Realizing that QB room next year might be a bit of a questionable situation. Hopefully will keep 2/3 of Carr/Angeli/Minchey… but if Carr is the clear starter coming out of spring practice I’m not sure we can even count on that. But, optimistically assuming we can keep two, our third stringer is going to be (probably) whichever low-4 or 3-star recruit we can flip in the likely event Deuce Knight decommits.
We should enjoy this year’s QB room, I guess is the point!
That is pretty crazy to contemplate that we could lose the whole QB room if the youngest (non-freshmen) becomes the starter. But it seems realistic. (We could lose both Carr and Angeli if Minchey somehow was the guy – but maybe hold on to Carr if Angeli was the guy, assuming he would have 1 more year left – I can’t keep track anymore how many years guys have!).
I don’t know if Angeli or Minchey could graduate if they stayed a year (they may not care obviously) or if either might think about being 1 play away (it’s still not easy to go to a new place where nothing is guaranteed). But it is hard to think either would stay otherwise unless they just loved ND so much.
We’d probably have to take a veteran transfer that already had his shot to start elsewhere and couldn’t but would be happy to be 1 play away at ND for a year or two.
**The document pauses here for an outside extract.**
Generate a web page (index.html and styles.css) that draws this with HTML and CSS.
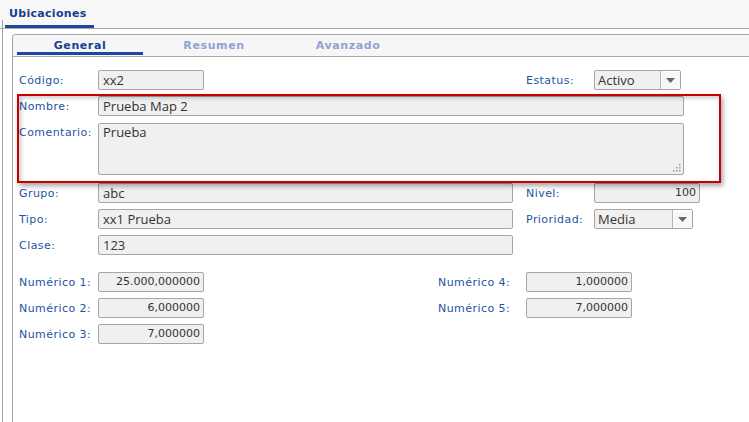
FILE: index.html
```html
<!DOCTYPE html>
<html lang="es">
<head>
<meta charset="utf-8">
<title>Ubicaciones</title>
<link rel="stylesheet" href="styles.css">
</head>
<body>
<div class="header">
  <div class="main-tab">Ubicaciones</div>
</div>
<div class="outer">
  <div class="panel">
    <div class="tabs">
      <div class="tab active">General</div>
      <div class="tab">Resumen</div>
      <div class="tab">Avanzado</div>
    </div>
    <div class="form">
      <div class="grid">
        <div class="lbl">Código:</div>
        <div class="fld w-short">xx2</div>
        <div class="lbl lbl2">Estatus:</div>
        <div class="sel w-estatus"><span class="sel-text">Activo</span><span class="sel-btn"><svg width="9" height="5" viewBox="0 0 9 5"><path d="M0 0H9L4.5 5Z" fill="#666"/></svg></span></div>

        <div class="lbl">Nombre:</div>
        <div class="fld span-wide">Prueba Map 2</div>

        <div class="lbl lbl-top">Comentario:</div>
        <div class="fld area span-wide">Prueba<svg class="grip" width="9" height="9" viewBox="0 0 9 9"><g fill="#9a9a9a"><rect x="7" y="1" width="1.5" height="1.5"/><rect x="4" y="4" width="1.5" height="1.5"/><rect x="7" y="4" width="1.5" height="1.5"/><rect x="1" y="7" width="1.5" height="1.5"/><rect x="4" y="7" width="1.5" height="1.5"/><rect x="7" y="7" width="1.5" height="1.5"/></g></svg></div>

        <div class="lbl">Grupo:</div>
        <div class="fld">abc</div>
        <div class="lbl lbl2">Nivel:</div>
        <div class="fld num w-short">100</div>

        <div class="lbl">Tipo:</div>
        <div class="fld">xx1 Prueba</div>
        <div class="lbl lbl2">Prioridad:</div>
        <div class="sel w-prio"><span class="sel-text">Media</span><span class="sel-btn"><svg width="9" height="5" viewBox="0 0 9 5"><path d="M0 0H9L4.5 5Z" fill="#666"/></svg></span></div>

        <div class="lbl">Clase:</div>
        <div class="fld">123</div>
      </div>

      <div class="numgrid">
        <div class="lbl">Numérico 1:</div>
        <div class="fld num">25.000,000000</div>
        <div class="spacer"></div>
        <div class="lbl">Numérico 4:</div>
        <div class="fld num">1,000000</div>

        <div class="lbl">Numérico 2:</div>
        <div class="fld num">6,000000</div>
        <div class="spacer"></div>
        <div class="lbl">Numérico 5:</div>
        <div class="fld num">7,000000</div>

        <div class="lbl">Numérico 3:</div>
        <div class="fld num">7,000000</div>
      </div>

      <div class="highlight"></div>
    </div>
  </div>
</div>
</body>
</html>
```

FILE: styles.css
```css
html, body {
  margin: 0;
  padding: 0;
  background: #ffffff;
  overflow: hidden;
  height: 100%;
}

body {
  font-family: "DejaVu Sans", Verdana, sans-serif;
  font-size: 11px;
  color: #333;
}

.header {
  height: 28px;
  border-bottom: 1px solid #a9a9a9;
  background: linear-gradient(#a4a4a4, #a4a4a4) 2px 20px / 1px 8px no-repeat, #f7f7f7;
  display: flex;
  align-items: flex-end;
}

.main-tab {
  margin-left: 5px;
  width: 85px;
  padding-left: 4px;
  padding-bottom: 5px;
  line-height: 13px;
  border-bottom: 3px solid #1b47a0;
  font-weight: bold;
  font-size: 11px;
  letter-spacing: 0.3px;
  color: #173f8f;
}

.outer {
  margin-left: 2px;
  border-left: 1px solid #a4a4a4;
  padding: 5px 0 0 9px;
  height: calc(100% - 34px);
}

.panel {
  height: 100%;
  border-left: 1px solid #a4a4a4;
  border-top: 1px solid #a4a4a4;
  border-top-left-radius: 4px;
}

.tabs {
  height: 21px;
  background: #f6f6f6;
  border-bottom: 1px solid #a9a9a9;
  display: flex;
  border-top-left-radius: 3px;
}

.tab {
  width: 134px;
  box-sizing: border-box;
  text-align: center;
  font-weight: bold;
  font-size: 11px;
  letter-spacing: 0.6px;
  color: #8ea3d3;
  line-height: 17px;
  padding-top: 2px;
}

.tab.active {
  color: #173f8f;
  margin: 0 4px 0 4px;
  width: 126px;
  height: 20px;
  border-bottom: 3px solid #1b47a0;
}

.form {
  position: relative;
  padding: 13px 0 0 6px;
}

.lbl {
  color: #2453a3;
  font-size: 11px;
  letter-spacing: 0.45px;
  white-space: nowrap;
  align-self: center;
}

.lbl-top {
  align-self: start;
  padding-top: 3px;
  margin-top: 1px;
}

.grid {
  display: grid;
  grid-template-columns: 79px 415px 81px 120px;
  grid-template-rows: 20px 20px 55px 20px 20px 20px;
  row-gap: 6px;
}

.grid .lbl2 {
  grid-column: 3;
  margin-left: 13px;
}

.fld {
  box-sizing: border-box;
  height: 20px;
  border: 1px solid #a6a6a6;
  border-radius: 2px;
  background: #f0f0f0;
  font-family: "Open Sans", "DejaVu Sans", sans-serif;
  font-size: 13px;
  line-height: 18px;
  color: #333;
  padding: 0 4px;
  white-space: nowrap;
  overflow: hidden;
}

.grid .fld {
  grid-column: 2;
}

.grid .fld.num.w-short {
  grid-column: 4;
}

.w-short {
  width: 106px;
}

.grid .span-wide {
  grid-column: 2 / span 3;
  width: 586px;
}

.area {
  height: 52px;
  position: relative;
  line-height: 16px;
  padding-top: 0;
  margin-top: 1px;
  align-self: start;
}

.grip {
  position: absolute;
  right: 2px;
  bottom: 2px;
}

.num {
  text-align: right;
  font-family: "DejaVu Sans", Verdana, sans-serif;
  font-size: 11px;
  padding: 0 3px;
}

.sel {
  grid-column: 4;
  box-sizing: border-box;
  height: 20px;
  border: 1px solid #a6a6a6;
  border-radius: 2px;
  background: #f0f0f0;
  display: flex;
  align-items: stretch;
  font-family: "Open Sans", "DejaVu Sans", sans-serif;
  font-size: 13px;
  color: #333;
}

.w-estatus { width: 87px; }
.w-prio { width: 99px; }

.sel-text {
  flex: 1;
  line-height: 18px;
  padding-left: 3px;
}

.sel-btn {
  width: 19px;
  border-left: 1px solid #b4b4b4;
  background: #f7f7f7;
  box-shadow: inset 1px 1px 0 #ffffff;
  display: flex;
  align-items: center;
  justify-content: center;
}

.numgrid {
  margin-top: 17px;
  display: grid;
  grid-template-columns: 79px 106px 234px 88px 106px;
  row-gap: 6px;
  grid-auto-rows: 20px;
}

.spacer {
  height: 20px;
}

.highlight {
  position: absolute;
  left: 4px;
  top: 37px;
  width: 704px;
  height: 89px;
  box-sizing: border-box;
  border: 2px solid #c40000;
  box-shadow: 2px 3px 5px rgba(0, 0, 0, 0.35), inset 2px 2px 4px rgba(0, 0, 0, 0.22);
  pointer-events: none;
}
```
Would Tyler Buchner’s story factor in, even a little, with any of the QBs hanging around until they get their degree at least? How many ND QBs have left, due to playing time, and had any NFL success ? I would think with early entry, QBs would have 2 years of eligibility left, if they stayed until getting their degrees. Most likely Angeli is nearing that soon.
In fairness, in the last 20 years, how many ND QBs have stayed and had any NFL success?
Certainly none have stayed, not played, and had any NFL success.
Again, the ones that DID play haven’t had any success, either, so it’s not really a valid argument either way.
Yes, I should have left that sentence out.
Or stayed, played, and had any NFL success. BK had what, 2 QBs drafted? Kizer, Book. Neither had any success in the NFL. We have not had a good QB room in a decade.